Niemans in the News

  1. Niemans recognized with Pulitzer, Sigma Delta Chi honors - April 26

    Two Nieman fellows have been selected as finalists for the 2012 Pulitzer Prizes. Judges recognized Tony Bartelme, NF’11, a special projects reporter for The Post and Courier in Charleston, S.C., as a finalist in the explanatory reporting category for his year-long, series, “Storm of Money.” His reports helped readers understand the complex factors driving up the cost of property insurance. The Society of Professional Journalists also chose Bartelme’s series for the Sigma Delta Chi Award in the non-deadline reporting category (daily circulation 50,001-100,000).

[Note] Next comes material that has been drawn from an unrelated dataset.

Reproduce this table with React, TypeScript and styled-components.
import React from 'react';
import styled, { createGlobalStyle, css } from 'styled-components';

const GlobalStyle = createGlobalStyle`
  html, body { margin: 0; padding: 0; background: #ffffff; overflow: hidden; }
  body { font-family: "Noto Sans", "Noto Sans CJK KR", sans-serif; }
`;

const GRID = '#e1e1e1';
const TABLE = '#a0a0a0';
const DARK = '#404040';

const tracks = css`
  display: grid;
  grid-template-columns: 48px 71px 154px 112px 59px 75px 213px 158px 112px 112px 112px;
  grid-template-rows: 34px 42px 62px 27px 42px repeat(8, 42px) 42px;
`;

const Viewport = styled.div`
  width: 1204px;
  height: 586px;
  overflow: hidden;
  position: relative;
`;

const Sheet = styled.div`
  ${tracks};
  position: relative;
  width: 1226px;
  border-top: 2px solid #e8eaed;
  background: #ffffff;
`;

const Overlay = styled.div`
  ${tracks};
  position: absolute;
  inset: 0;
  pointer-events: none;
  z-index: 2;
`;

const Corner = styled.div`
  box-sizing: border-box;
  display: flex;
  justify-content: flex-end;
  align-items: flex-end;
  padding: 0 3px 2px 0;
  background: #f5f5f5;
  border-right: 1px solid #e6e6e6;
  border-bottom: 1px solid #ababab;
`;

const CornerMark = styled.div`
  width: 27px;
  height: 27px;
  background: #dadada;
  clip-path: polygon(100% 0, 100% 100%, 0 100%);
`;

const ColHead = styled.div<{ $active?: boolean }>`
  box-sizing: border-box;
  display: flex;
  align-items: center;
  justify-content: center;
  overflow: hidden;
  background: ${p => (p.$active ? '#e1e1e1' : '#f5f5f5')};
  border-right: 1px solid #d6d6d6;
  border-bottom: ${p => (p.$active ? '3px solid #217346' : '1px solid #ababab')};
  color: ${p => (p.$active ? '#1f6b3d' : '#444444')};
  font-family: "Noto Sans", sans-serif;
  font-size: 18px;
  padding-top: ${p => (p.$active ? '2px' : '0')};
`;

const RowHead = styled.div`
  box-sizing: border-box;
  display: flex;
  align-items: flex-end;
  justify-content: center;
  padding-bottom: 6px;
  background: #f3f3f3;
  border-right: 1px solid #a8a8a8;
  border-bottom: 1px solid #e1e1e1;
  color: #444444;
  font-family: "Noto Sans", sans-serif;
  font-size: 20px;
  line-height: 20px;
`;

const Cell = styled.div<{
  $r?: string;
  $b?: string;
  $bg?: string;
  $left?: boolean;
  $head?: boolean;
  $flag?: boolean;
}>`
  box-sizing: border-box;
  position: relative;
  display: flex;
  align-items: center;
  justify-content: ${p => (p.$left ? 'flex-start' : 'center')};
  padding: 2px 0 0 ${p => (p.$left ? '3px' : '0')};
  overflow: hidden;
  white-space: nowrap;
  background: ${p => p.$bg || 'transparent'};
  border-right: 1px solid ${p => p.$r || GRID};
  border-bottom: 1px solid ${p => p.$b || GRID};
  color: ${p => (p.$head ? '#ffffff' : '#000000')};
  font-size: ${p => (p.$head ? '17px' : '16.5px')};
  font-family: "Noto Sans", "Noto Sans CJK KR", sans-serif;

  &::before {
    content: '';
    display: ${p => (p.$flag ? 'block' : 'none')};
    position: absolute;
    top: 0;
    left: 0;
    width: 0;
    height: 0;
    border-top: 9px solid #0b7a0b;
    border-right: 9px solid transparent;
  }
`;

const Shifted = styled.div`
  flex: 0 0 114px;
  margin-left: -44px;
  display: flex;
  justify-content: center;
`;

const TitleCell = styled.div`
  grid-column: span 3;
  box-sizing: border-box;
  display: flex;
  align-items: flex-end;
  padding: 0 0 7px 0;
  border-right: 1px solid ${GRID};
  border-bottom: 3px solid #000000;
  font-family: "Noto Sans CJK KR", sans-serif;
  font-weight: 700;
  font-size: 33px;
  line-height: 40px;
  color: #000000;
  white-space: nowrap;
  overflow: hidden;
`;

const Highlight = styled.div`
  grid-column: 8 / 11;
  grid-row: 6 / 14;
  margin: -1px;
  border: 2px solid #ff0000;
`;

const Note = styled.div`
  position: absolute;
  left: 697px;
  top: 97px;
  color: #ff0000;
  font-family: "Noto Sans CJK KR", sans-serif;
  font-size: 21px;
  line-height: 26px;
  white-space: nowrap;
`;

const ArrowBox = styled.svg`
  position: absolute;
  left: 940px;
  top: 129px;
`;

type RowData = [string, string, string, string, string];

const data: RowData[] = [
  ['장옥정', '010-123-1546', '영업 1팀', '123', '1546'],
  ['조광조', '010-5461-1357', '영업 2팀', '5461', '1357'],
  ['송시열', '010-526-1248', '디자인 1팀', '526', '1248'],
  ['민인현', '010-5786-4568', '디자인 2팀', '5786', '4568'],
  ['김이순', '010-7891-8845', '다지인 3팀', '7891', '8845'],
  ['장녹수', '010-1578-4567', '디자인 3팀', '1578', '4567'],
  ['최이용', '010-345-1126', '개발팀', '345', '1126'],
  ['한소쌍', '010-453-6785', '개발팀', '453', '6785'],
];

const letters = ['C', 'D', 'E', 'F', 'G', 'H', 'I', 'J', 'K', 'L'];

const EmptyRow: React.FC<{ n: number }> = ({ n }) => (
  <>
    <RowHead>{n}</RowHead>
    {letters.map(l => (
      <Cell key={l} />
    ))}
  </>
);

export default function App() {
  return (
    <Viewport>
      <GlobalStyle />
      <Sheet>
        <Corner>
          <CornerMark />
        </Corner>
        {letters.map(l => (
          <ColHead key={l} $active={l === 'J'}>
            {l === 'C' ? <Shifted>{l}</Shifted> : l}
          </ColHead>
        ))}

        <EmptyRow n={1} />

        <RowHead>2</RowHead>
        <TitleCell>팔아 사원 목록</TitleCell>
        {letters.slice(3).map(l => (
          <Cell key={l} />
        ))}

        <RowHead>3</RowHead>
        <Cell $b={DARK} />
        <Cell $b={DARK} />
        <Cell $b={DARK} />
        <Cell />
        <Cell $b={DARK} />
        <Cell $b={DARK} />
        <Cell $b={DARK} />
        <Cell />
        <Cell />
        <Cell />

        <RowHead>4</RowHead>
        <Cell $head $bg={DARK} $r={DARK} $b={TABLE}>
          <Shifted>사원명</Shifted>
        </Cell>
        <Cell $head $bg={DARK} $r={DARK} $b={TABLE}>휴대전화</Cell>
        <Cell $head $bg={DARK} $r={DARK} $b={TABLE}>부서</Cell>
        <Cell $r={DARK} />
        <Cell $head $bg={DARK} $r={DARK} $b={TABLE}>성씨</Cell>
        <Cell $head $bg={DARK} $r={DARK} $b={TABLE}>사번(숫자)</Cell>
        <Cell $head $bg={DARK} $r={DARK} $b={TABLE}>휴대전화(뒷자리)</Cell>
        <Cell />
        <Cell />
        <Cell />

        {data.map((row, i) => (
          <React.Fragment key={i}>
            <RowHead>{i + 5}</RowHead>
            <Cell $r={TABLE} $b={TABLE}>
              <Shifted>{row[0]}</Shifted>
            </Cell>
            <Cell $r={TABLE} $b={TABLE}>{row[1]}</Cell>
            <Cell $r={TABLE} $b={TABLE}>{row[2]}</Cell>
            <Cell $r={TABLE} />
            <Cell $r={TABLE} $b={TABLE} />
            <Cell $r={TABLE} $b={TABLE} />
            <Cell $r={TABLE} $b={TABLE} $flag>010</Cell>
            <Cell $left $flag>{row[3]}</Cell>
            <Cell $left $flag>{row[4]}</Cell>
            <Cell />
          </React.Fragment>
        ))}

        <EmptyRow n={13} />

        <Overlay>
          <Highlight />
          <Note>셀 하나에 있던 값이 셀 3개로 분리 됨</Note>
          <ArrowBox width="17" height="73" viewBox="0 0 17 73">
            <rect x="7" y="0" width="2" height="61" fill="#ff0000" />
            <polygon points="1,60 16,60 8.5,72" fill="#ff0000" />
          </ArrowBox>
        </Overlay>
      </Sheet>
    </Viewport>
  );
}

    Alexandra Garcia, a 2013 Nieman Fellow and multimedia journalist for The Washington Post, produced video for reporter Spencer S. Hsu’s “Forensic Science” series, which was named as a finalist for the Public Service Pulitzer. The story examines flawed evidence in criminal cases prosecuted by the Justice Department that was never disclosed to defendants, leading to a review of more than 20,000 cases. Hsu’s series also won SPJ’s Sigma Delta Chi Award for public service journalism (daily circulation 100,001+).

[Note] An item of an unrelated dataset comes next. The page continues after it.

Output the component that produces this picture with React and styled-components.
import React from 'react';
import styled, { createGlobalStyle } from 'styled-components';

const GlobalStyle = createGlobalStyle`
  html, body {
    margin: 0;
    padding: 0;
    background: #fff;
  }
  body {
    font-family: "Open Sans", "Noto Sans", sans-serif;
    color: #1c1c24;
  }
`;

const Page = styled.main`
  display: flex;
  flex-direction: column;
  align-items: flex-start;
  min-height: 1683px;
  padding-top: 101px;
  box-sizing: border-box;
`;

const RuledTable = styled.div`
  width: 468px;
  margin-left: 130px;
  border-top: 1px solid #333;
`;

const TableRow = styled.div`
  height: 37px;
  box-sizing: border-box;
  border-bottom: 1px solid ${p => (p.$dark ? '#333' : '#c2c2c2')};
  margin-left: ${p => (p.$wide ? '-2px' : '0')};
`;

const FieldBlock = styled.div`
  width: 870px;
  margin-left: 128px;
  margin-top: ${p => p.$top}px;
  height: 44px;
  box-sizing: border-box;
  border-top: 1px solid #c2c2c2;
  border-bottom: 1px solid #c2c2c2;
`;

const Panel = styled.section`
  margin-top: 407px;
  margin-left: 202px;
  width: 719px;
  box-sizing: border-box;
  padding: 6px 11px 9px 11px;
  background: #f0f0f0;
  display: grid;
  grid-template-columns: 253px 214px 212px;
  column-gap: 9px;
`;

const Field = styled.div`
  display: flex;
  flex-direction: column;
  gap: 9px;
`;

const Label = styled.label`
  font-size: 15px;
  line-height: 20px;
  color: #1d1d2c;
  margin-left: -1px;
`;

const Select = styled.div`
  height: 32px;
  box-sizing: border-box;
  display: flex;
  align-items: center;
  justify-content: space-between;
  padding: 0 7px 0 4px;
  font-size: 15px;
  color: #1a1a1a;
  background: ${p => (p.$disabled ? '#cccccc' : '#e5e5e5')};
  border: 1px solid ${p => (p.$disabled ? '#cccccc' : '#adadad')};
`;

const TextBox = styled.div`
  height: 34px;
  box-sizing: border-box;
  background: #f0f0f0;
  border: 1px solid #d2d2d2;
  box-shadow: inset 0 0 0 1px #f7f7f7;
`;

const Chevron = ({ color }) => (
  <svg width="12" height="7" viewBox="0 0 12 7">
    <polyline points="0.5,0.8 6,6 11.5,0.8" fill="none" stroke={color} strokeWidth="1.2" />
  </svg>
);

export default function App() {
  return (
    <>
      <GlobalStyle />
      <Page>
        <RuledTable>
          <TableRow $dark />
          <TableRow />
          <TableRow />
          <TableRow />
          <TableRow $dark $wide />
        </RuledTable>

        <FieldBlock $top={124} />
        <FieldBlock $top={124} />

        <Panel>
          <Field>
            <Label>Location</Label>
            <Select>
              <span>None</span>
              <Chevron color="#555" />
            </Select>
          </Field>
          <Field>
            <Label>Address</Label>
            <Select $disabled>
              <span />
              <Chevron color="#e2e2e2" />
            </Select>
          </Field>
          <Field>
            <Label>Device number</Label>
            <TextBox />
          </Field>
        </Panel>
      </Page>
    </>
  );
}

    Read more about the Pulitzer finalists »

    Learn about the Sigma Delta Chi Awards »

  2. Twitter, Credibility and The Watertown Manhunt - April 19

    Twitter coverage of the manhunt in Watertown marks a wake-up call to journalists everywhere. Even more remarkable are the implications for ordinary citizens who, without a press pass, intentionally plant themselves on the scene to witness and tweet what they see in real time. For the latter group of news gatherers, this event instills a newfound sense of power and responsibility in how they verify and disseminate news; i.e., gain credibility and authority as a news source.

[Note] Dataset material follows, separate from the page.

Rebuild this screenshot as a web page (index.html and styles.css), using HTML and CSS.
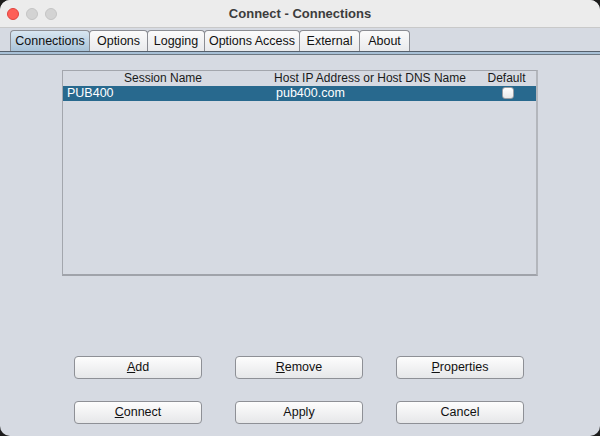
FILE: index.html
```html
<!DOCTYPE html>
<html>
<head>
<meta charset="utf-8">
<link rel="stylesheet" href="styles.css">
</head>
<body>
<div class="window">
  <div class="titlebar">
    <div class="lights">
      <span class="light red"></span>
      <span class="light gray"></span>
      <span class="light gray"></span>
    </div>
    <div class="title">Connect - Connections</div>
  </div>
  <div class="tabstrip">
    <div class="tab selected t1">Connections</div>
    <div class="tab t2">Options</div>
    <div class="tab t3">Logging</div>
    <div class="tab t4">Options Access</div>
    <div class="tab t5">External</div>
    <div class="tab t6">About</div>
  </div>
  <div class="tabline"></div>
  <div class="content">
    <div class="table">
      <div class="row head">
        <div class="c1">Session Name</div>
        <div class="c2">Host IP Address or Host DNS Name</div>
        <div class="c3">Default</div>
      </div>
      <div class="row sel">
        <div class="c1 left">PUB400</div>
        <div class="c2 left">pub400.com</div>
        <div class="c3"><span class="check"></span></div>
      </div>
    </div>
    <div class="buttons">
      <div class="btn"><u>A</u>dd</div>
      <div class="btn"><u>R</u>emove</div>
      <div class="btn"><u>P</u>roperties</div>
      <div class="btn"><u>C</u>onnect</div>
      <div class="btn">Apply</div>
      <div class="btn">Cancel</div>
    </div>
  </div>
</div>
</body>
</html>
```
FILE: styles.css
```css
html, body {
  margin: 0;
  padding: 0;
  background: #1c1c1c;
}
body {
  width: 600px;
  height: 436px;
  overflow: hidden;
  font-family: "Liberation Sans", Arial, sans-serif;
  font-size: 12px;
  color: #1a1a1a;
}
.window {
  width: 600px;
  height: 436px;
  background: #d6dae2;
  border-radius: 10px;
  overflow: hidden;
  display: flex;
  flex-direction: column;
}
.titlebar {
  height: 27px;
  background: #ececec;
  border-bottom: 1px solid #c9c9c9;
  display: flex;
  align-items: center;
  position: relative;
  flex: none;
}
.lights {
  display: flex;
  gap: 7px;
  padding-left: 7px;
}
.light {
  width: 12px;
  height: 12px;
  border-radius: 50%;
  box-sizing: border-box;
}
.light.red {
  background: #fe5f57;
  border: 1px solid #e0443e;
}
.light.gray {
  background: #d3d3d3;
  border: 1px solid #c4c4c4;
}
.title {
  position: absolute;
  left: 0;
  right: 0;
  top: 0;
  height: 27px;
  line-height: 27px;
  text-align: center;
  font-weight: bold;
  font-size: 13px;
  color: #3c3c3c;
  pointer-events: none;
}
.tabstrip {
  flex: none;
  height: 22px;
  padding: 1px 0 0 10px;
  display: flex;
  align-items: flex-end;
}
.tab {
  height: 21px;
  line-height: 21px;
  box-sizing: border-box;
  border: 1px solid #8b8d93;
  border-bottom: none;
  border-radius: 4px 4px 0 0;
  background: linear-gradient(#fbfbfb, #e9eaec);
  text-align: center;
  font-size: 12.5px;
  color: #111;
  margin-right: -1px;
}
.tab.selected {
  background: linear-gradient(#d8e6f1, #a9c3d8);
}
.t1 { width: 80px; }
.t2 { width: 59px; }
.t3 { width: 58px; }
.t4 { width: 96px; }
.t5 { width: 61px; }
.t6 { width: 51px; }
.tabline {
  flex: none;
  height: 2px;
  border-top: 1px solid #56606c;
  border-bottom: 1px solid #6e7882;
  background: #a8c0d6;
}
.content {
  flex: 1;
  display: flex;
  flex-direction: column;
  padding: 15px 62px 0 62px;
}
.table {
  height: 206px;
  box-sizing: border-box;
  border: 1px solid #a3a6ad;
  border-bottom: 2px solid #a0a3aa;
  border-right: 2px solid #b3b6bc;
}
.row {
  display: flex;
  height: 15px;
  line-height: 15px;
  font-size: 12.5px;
}
.row.head {
  height: 15px;
  line-height: 15px;
  font-size: 12px;
  color: #1a1a1a;
}
.row.sel {
  background: #28698e;
  color: #fff;
}
.c1 { width: 200px; text-align: center; }
.c2 { width: 214px; text-align: center; }
.c3 { flex: 1; text-align: center; }
.left { text-align: left; padding-left: 4px; box-sizing: border-box; }
.c2.left { padding-left: 13px; }
.check {
  display: inline-block;
  width: 12px;
  height: 12px;
  box-sizing: border-box;
  border: 1px solid #9a9ea5;
  border-radius: 3px;
  background: linear-gradient(#ffffff, #e9e9e9);
  vertical-align: -2px;
  margin-left: 3px;
}
.buttons {
  margin-top: 80px;
  padding: 0 12px;
  display: grid;
  grid-template-columns: repeat(3, 128px);
  column-gap: 33px;
  row-gap: 22px;
}
.btn {
  height: 23px;
  line-height: 21px;
  box-sizing: border-box;
  border: 1px solid #8e9096;
  border-radius: 4px;
  background: linear-gradient(#fdfdfd, #e6e7e9);
  text-align: center;
  font-size: 12.5px;
  color: #111;
}
```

    Read more from Visiting Nieman Fellow Hong Qu »

  3. Niemans honored by IRE - April 10

    Investigative reporter David Jackson, NF ’11, is part of the Chicago Tribune team that that has won the 2012 Investigative Reporters & Editors’ FOI Award for “Empty-Desk Epidemic.” The series exposed a devastating pattern of student absenteeism in the Chicago school system and the indifference of city officials who ignored the problem.

    NPR’s Howard Berkes, a 1998 Nieman Fellow, was among the finalists for the in multiplatform /large category for “As Mine Protections Fail, Black Lung Cases Surge,” co-produced by NPR, the Center for Public Integrity and The Charleston Gazette. The Milwaukee Journal Sentinel's John Diedrich, an affiliate from the Class of 2012, was a finalist with colleagues in two categories: the FOI Award for “Police Problems,” and the Investigations Triggered by Breaking News Award for “Spa Shooting.” Read more »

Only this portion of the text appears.